Give More Specificity
Each assessment item needs clear and specific benchmark answers to guide the assessor’s judgment on the student’s competence. Therefore, it’s important that your instructions are not confusing for students or assessors. For instance:
What kind of information can be included in a work package?
What kind of information can be included in a work package?
The answer may include:
Required resources
Applicable expenses
Length of activities
Allocated roles and responsibilities
If an assessment item demands multiple answers, specify how many answers a student must provide. This ensures your assessment is reliable, and the evidence gathered is valid.
This is also true for assessment items with double-barrelled questions or questions that require more than one answer at once. Such questions can confuse both students and assessors, as illustrated in the example below:
Name a hazard and/or environmental issue in the work area and pick the most effective hazard control hierarchy.

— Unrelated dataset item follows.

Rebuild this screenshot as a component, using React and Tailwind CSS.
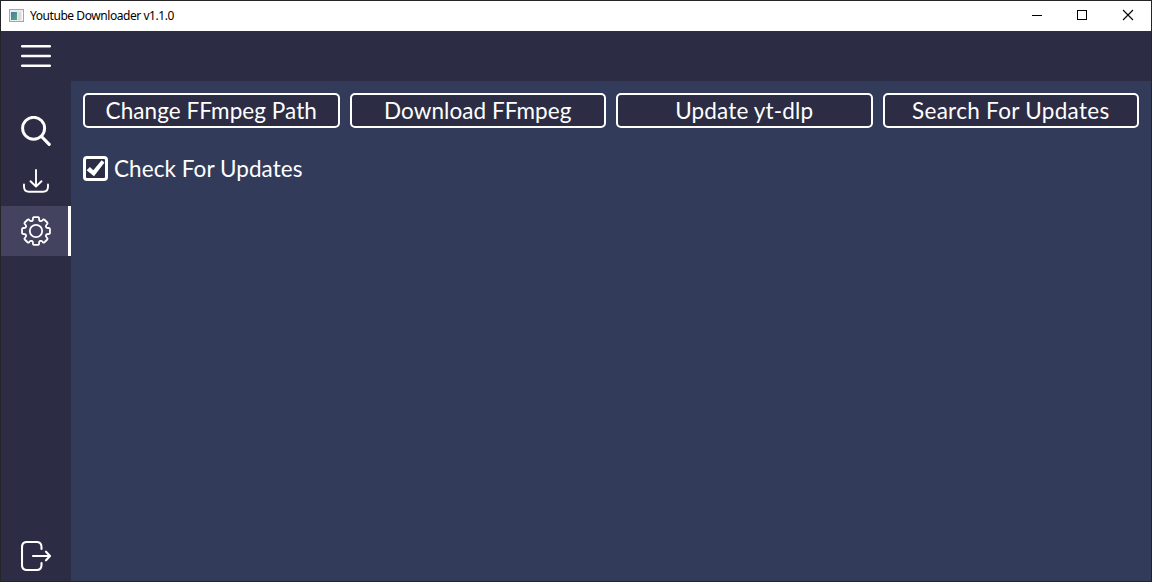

Possible answers include, but are not limited to:
Weather conditions – isolation of the work area, engineering, personal protective equipment
Work area and ground conditions – eliminating hazards, isolating, engineering controls
People – isolation, use of engineering controls, administrative controls
Structural hazards – substituting, isolation, use of engineering controls
Chemical hazards – isolation, use of engineering controls, administration
Equipment or machinery – isolating, use of engineering controls, administration
Steering clear of double-barrelled questions makes it easier for students to answer and for assessors to accurately judge student competence.
Considering these requirements, you might wonder, “Don’t learning resource developers have audit guarantees?” But these guarantees mean you have to wait for an audit to rectify noncompliance. This impacts your compliance history, so it’s wiser to take a safe and compliant approach.